Leaves alternate, large to 1 m long, odd pinnate-compound, 11-41 leaflets, often with two large teeth near base, each with a gland below, foul smelling when crushed, leaves expand mid-May, later than most other trees; winter dormancy 184 days (Britton 1874), drops leaves in early fall.
Flowers with sexes on separate plants, greenish, small, in dense clusters, May-July, flowers on male trees foul-smelling, more conspicuous than female flowers, attractive to insects, insect pollinated.
Fruit dry, flat, on female trees only, winged samaras 3-5 cm long turning reddish, ripen Sept.-Oct., wind dispersed through winter, eaten by some birds, and by white-footed mice (Peromyscus leucopus) (Ostfeld et al. 1997), seedlings eaten by meadow voles (Microtus pennsylvanicus) (Ostfeld et al. 1997).
Wetland status: NL.
Frequency in New York City: Very common.
Habitat: Disturbed areas, on fill, waste areas, roadsides, forest gaps, wetland edges to uplands. Root sprouts and seedlings quite shade tolerant (personal observation), a pioneer species, fast growing, aggressive, in Tolerates acid soil 4.1-7.9 (USDA, NRCS 2010). In NYC found on soil with pH 4.3 (Gargiullo, unpublished data). Indifferent to soil type, sandy to clay. Able to germinate and grow in forest gaps with as little as 2% full sunlight availability (Knapp and Canham 2000). Allelopathic compound in bark and leaf litter toxic to many other trees excepting white ash (Fraxinus americana) (Mergen 1959; Young 1996) toxin levels highest in young foliage (Hoshovsky 1995). Ubiquitous exotic pest, displacing native trees. Tolerant of salt.

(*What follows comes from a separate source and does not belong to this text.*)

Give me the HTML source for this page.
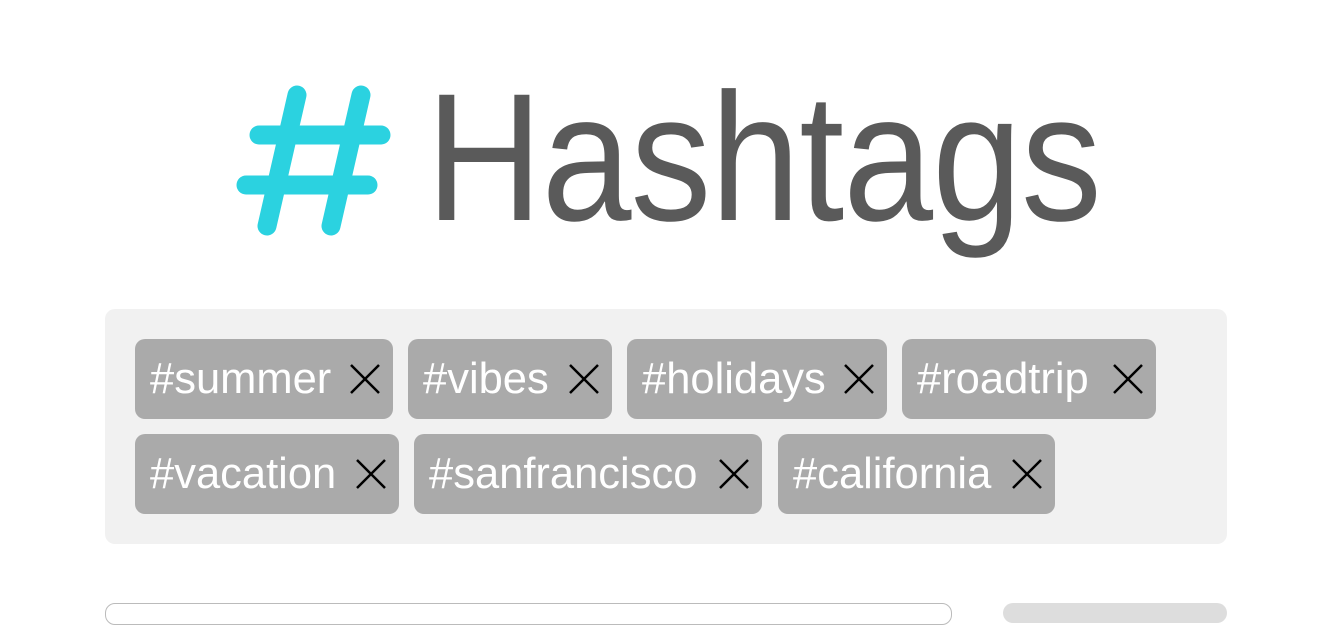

Notes: Damaged by a few insects and fungi (Burns & Honkala 1990). A fungus that kills Ailanthus has been identified as Verticillium dahliae (T. Emmerich, personal communication). Wounded or stressed trees can be infected by a number of opportunistic fungi such as Botryosphaeria sp., Ganoderma applanatum, and Nectria cinnabarina. Leaves are eaten by Atteva punctella, the Ailanthus web worm, which can occasionally defoliate entire trees. This moth has orange wings with four bands of yellow spots ringed with black. The larvae live in communal webs and are most common in late summer. They are olive-brown with five white, longitudinal lines (Covell 1984; Johnson and Lyon 1991; Sinclair et al. 1987).